▸ Job
Return every line below as is, leaving out the pictures.

▸ Data excerpt
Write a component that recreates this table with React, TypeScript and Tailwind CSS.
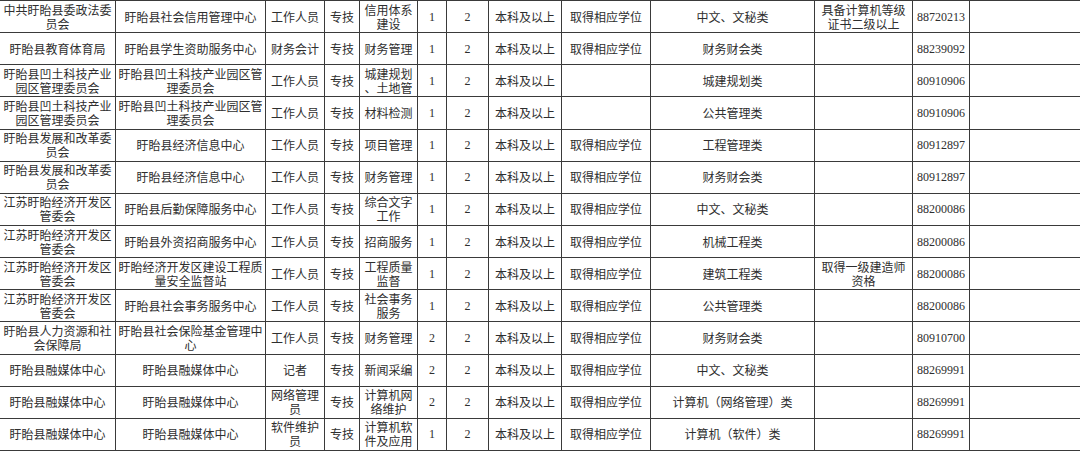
const rows: string[][] = [
  ['中共盱眙县委政法委\n员会', '盱眙县社会信用管理中心', '工作人员', '专技', '信用体系\n建设', '1', '2', '本科及以上', '取得相应学位', '中文、文秘类', '具备计算机等级\n证书二级以上', '88720213', ''],
  ['盱眙县教育体育局', '盱眙县学生资助服务中心', '财务会计', '专技', '财务管理', '1', '2', '本科及以上', '取得相应学位', '财务财会类', '', '88239092', ''],
  ['盱眙县凹土科技产业\n园区管理委员会', '盱眙县凹土科技产业园区管\n理委员会', '工作人员', '专技', '城建规划\n、土地管', '1', '2', '本科及以上', '', '城建规划类', '', '80910906', ''],
  ['盱眙县凹土科技产业\n园区管理委员会', '盱眙县凹土科技产业园区管\n理委员会', '工作人员', '专技', '材料检测', '1', '2', '本科及以上', '', '公共管理类', '', '80910906', ''],
  ['盱眙县发展和改革委\n员会', '盱眙县经济信息中心', '工作人员', '专技', '项目管理', '1', '2', '本科及以上', '取得相应学位', '工程管理类', '', '80912897', ''],
  ['盱眙县发展和改革委\n员会', '盱眙县经济信息中心', '工作人员', '专技', '财务管理', '1', '2', '本科及以上', '取得相应学位', '财务财会类', '', '80912897', ''],
  ['江苏盱眙经济开发区\n管委会', '盱眙县后勤保障服务中心', '工作人员', '专技', '综合文字\n工作', '1', '2', '本科及以上', '取得相应学位', '中文、文秘类', '', '88200086', ''],
  ['江苏盱眙经济开发区\n管委会', '盱眙县外资招商服务中心', '工作人员', '专技', '招商服务', '1', '2', '本科及以上', '取得相应学位', '机械工程类', '', '88200086', ''],
  ['江苏盱眙经济开发区\n管委会', '盱眙经济开发区建设工程质\n量安全监督站', '工作人员', '专技', '工程质量\n监督', '1', '2', '本科及以上', '取得相应学位', '建筑工程类', '取得一级建造师\n资格', '88200086', ''],
  ['江苏盱眙经济开发区\n管委会', '盱眙县社会事务服务中心', '工作人员', '专技', '社会事务\n服务', '1', '2', '本科及以上', '取得相应学位', '公共管理类', '', '88200086', ''],
  ['盱眙县人力资源和社\n会保障局', '盱眙县社会保险基金管理中\n心', '工作人员', '专技', '财务管理', '2', '2', '本科及以上', '取得相应学位', '财务财会类', '', '80910700', ''],
  ['盱眙县融媒体中心', '盱眙县融媒体中心', '记者', '专技', '新闻采编', '2', '2', '本科及以上', '取得相应学位', '中文、文秘类', '', '88269991', ''],
  ['盱眙县融媒体中心', '盱眙县融媒体中心', '网络管理\n员', '专技', '计算机网\n络维护', '2', '2', '本科及以上', '取得相应学位', '计算机（网络管理）类', '', '88269991', ''],
  ['盱眙县融媒体中心', '盱眙县融媒体中心', '软件维护\n员', '专技', '计算机软\n件及应用', '1', '2', '本科及以上', '取得相应学位', '计算机（软件）类', '', '88269991', ''],
];

// columns holding digits are set in a serif face, as in the source sheet
const serifCols = [5, 6, 11];

export default function App() {
  return (
    <div className="w-[1080px] h-[451px] overflow-hidden bg-white">
      <div className="grid grid-cols-[116px_150px_59px_35px_58px_29px_42px_73px_89px_164px_98px_57px_1fr] grid-rows-[repeat(14,minmax(0,1fr))] h-[451px] border-t border-[#3a3a3a] text-[#2e2e2e]">
        {rows.map((row, r) =>
          row.map((cell, c) => (
            <div
              key={`${r}-${c}`}
              className={`flex items-center justify-center text-center whitespace-pre-line overflow-hidden border-b border-[#3a3a3a] px-[1px] ${
                c < 12 ? 'border-r' : ''
              } ${
                serifCols.includes(c)
                  ? "font-['Liberation_Serif',serif] text-[12px] leading-[14px]"
                  : "font-['Noto_Sans_CJK_SC',sans-serif] text-[12px] leading-[14px]"
              } ${c === 11 ? 'text-[11px]' : ''}`}
            >
              {cell}
            </div>
          ))
        )}
      </div>
    </div>
  );
}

▸ The reply
Write a component that recreates this table with React, TypeScript and Tailwind CSS.
const rows: string[][] = [
  ['中共盱眙县委政法委\n员会', '盱眙县社会信用管理中心', '工作人员', '专技', '信用体系\n建设', '1', '2', '本科及以上', '取得相应学位', '中文、文秘类', '具备计算机等级\n证书二级以上', '88720213', ''],
  ['盱眙县教育体育局', '盱眙县学生资助服务中心', '财务会计', '专技', '财务管理', '1', '2', '本科及以上', '取得相应学位', '财务财会类', '', '88239092', ''],
  ['盱眙县凹土科技产业\n园区管理委员会', '盱眙县凹土科技产业园区管\n理委员会', '工作人员', '专技', '城建规划\n、土地管', '1', '2', '本科及以上', '', '城建规划类', '', '80910906', ''],
  ['盱眙县凹土科技产业\n园区管理委员会', '盱眙县凹土科技产业园区管\n理委员会', '工作人员', '专技', '材料检测', '1', '2', '本科及以上', '', '公共管理类', '', '80910906', ''],
  ['盱眙县发展和改革委\n员会', '盱眙县经济信息中心', '工作人员', '专技', '项目管理', '1', '2', '本科及以上', '取得相应学位', '工程管理类', '', '80912897', ''],
  ['盱眙县发展和改革委\n员会', '盱眙县经济信息中心', '工作人员', '专技', '财务管理', '1', '2', '本科及以上', '取得相应学位', '财务财会类', '', '80912897', ''],
  ['江苏盱眙经济开发区\n管委会', '盱眙县后勤保障服务中心', '工作人员', '专技', '综合文字\n工作', '1', '2', '本科及以上', '取得相应学位', '中文、文秘类', '', '88200086', ''],
  ['江苏盱眙经济开发区\n管委会', '盱眙县外资招商服务中心', '工作人员', '专技', '招商服务', '1', '2', '本科及以上', '取得相应学位', '机械工程类', '', '88200086', ''],
  ['江苏盱眙经济开发区\n管委会', '盱眙经济开发区建设工程质\n量安全监督站', '工作人员', '专技', '工程质量\n监督', '1', '2', '本科及以上', '取得相应学位', '建筑工程类', '取得一级建造师\n资格', '88200086', ''],
  ['江苏盱眙经济开发区\n管委会', '盱眙县社会事务服务中心', '工作人员', '专技', '社会事务\n服务', '1', '2', '本科及以上', '取得相应学位', '公共管理类', '', '88200086', ''],
  ['盱眙县人力资源和社\n会保障局', '盱眙县社会保险基金管理中\n心', '工作人员', '专技', '财务管理', '2', '2', '本科及以上', '取得相应学位', '财务财会类', '', '80910700', ''],
  ['盱眙县融媒体中心', '盱眙县融媒体中心', '记者', '专技', '新闻采编', '2', '2', '本科及以上', '取得相应学位', '中文、文秘类', '', '88269991', ''],
  ['盱眙县融媒体中心', '盱眙县融媒体中心', '网络管理\n员', '专技', '计算机网\n络维护', '2', '2', '本科及以上', '取得相应学位', '计算机（网络管理）类', '', '88269991', ''],
  ['盱眙县融媒体中心', '盱眙县融媒体中心', '软件维护\n员', '专技', '计算机软\n件及应用', '1', '2', '本科及以上', '取得相应学位', '计算机（软件）类', '', '88269991', ''],
];

// columns holding digits are set in a serif face, as in the source sheet
const serifCols = [5, 6, 11];

export default function App() {
  return (
    <div className="w-[1080px] h-[451px] overflow-hidden bg-white">
      <div className="grid grid-cols-[116px_150px_59px_35px_58px_29px_42px_73px_89px_164px_98px_57px_1fr] grid-rows-[repeat(14,minmax(0,1fr))] h-[451px] border-t border-[#3a3a3a] text-[#2e2e2e]">
        {rows.map((row, r) =>
          row.map((cell, c) => (
            <div
              key={`${r}-${c}`}
              className={`flex items-center justify-center text-center whitespace-pre-line overflow-hidden border-b border-[#3a3a3a] px-[1px] ${
                c < 12 ? 'border-r' : ''
              } ${
                serifCols.includes(c)
                  ? "font-['Liberation_Serif',serif] text-[12px] leading-[14px]"
                  : "font-['Noto_Sans_CJK_SC',sans-serif] text-[12px] leading-[14px]"
              } ${c === 11 ? 'text-[11px]' : ''}`}
            >
              {cell}
            </div>
          ))
        )}
      </div>
    </div>
  );
}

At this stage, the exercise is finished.